Bring that up to date and what do we find? Many of us believe (I use the word deliberately here) that unchecked, climate change will bring disaster, if not in our own lifetime then in lives to come. The answer? Change our behaviour. Yet how seriously are we doing that? When it comes to even minor reductions in levels of comfort - giving up flying, or even swapping the car for the bus or the tube, we drag our heels. Our rulers (no longer the capriciousness of divine right) are not doing much better. Given the prospect of falling profits for multinationals, substituting growth for sustainability, and risking short term unpopularity at the polls, no government seems willing to withstand the heat. Get them all round the table at a global summit and they're even worse.
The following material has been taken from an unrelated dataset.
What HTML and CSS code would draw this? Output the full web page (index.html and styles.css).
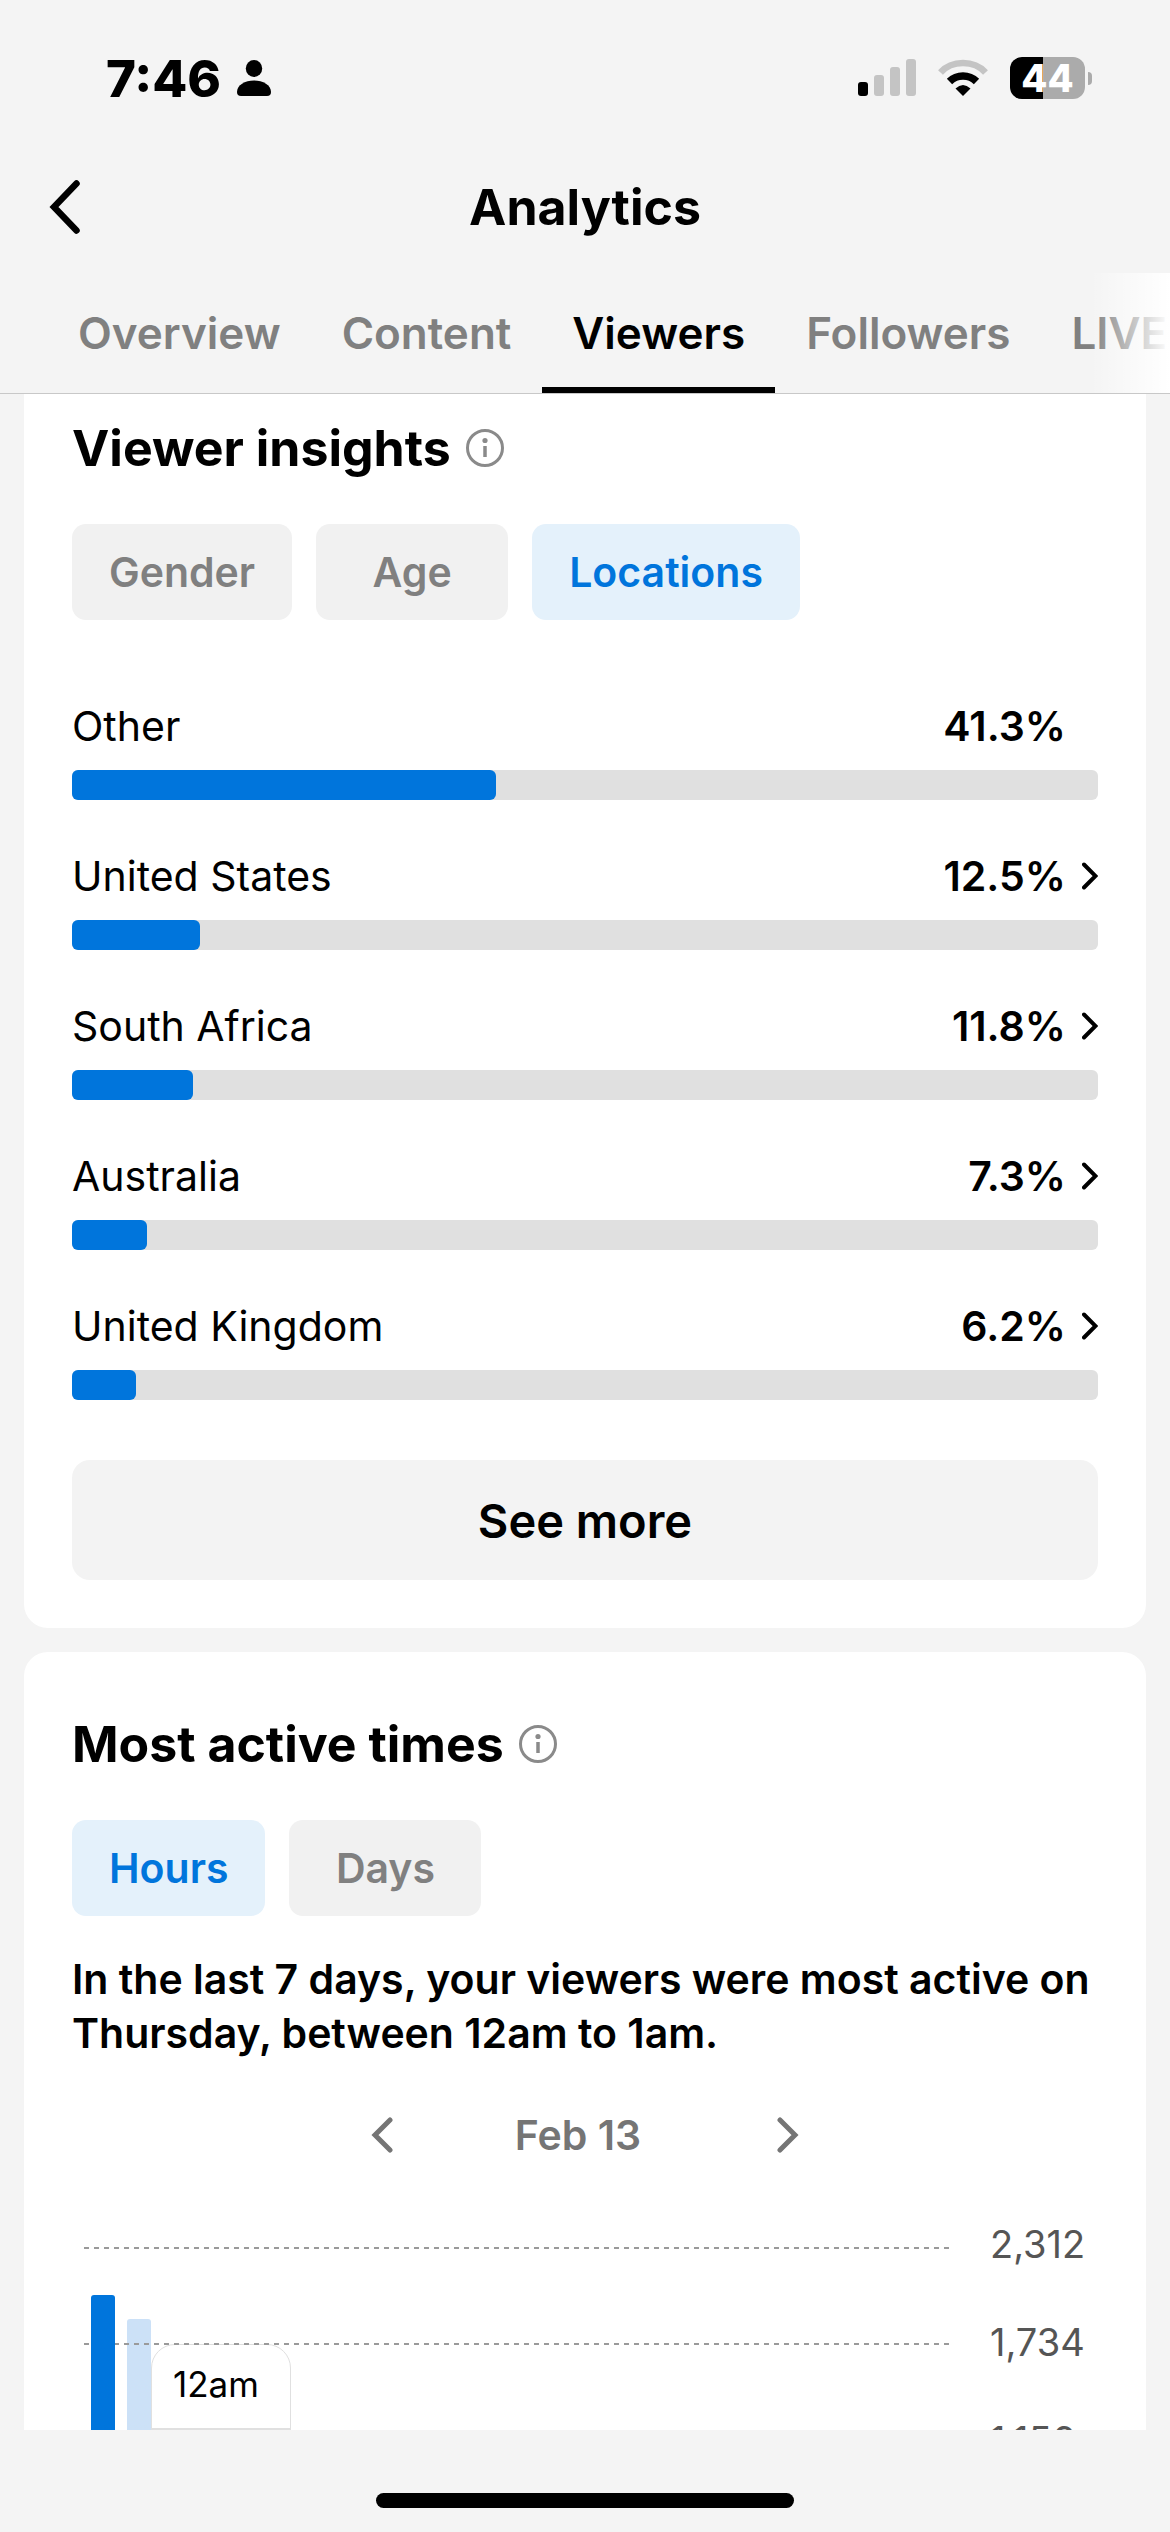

Meanwhile, this week the air in Paris was so polluted that they started banning cars with odd and then even numbers (a 17th Century necromancer would be enthralled) and the UK is being taken to court by the EU for disastrously failing to meet emission cuts of nitrogen dioxide in its cities. Shame, it seems, went out along with sin.
In such a world it was its own small miracle when last month David Cameron, amid moans from his own party uttered the words, "I agree we are seeing more abnormal weather. Colleagues across the House can argue about whether that is linked to climate change or not. I very much suspect that it is."
A small step for man, but possibly not a giant leap for mankind. I am wondering if the arrival of Noah might, after all, be of some use here. A leader who must ignore the sceptics and take powerful unpopular action to save the planet has to have real backbone to see it through. Maybe it's not just Russell Crowe who needs God's voice in his ear.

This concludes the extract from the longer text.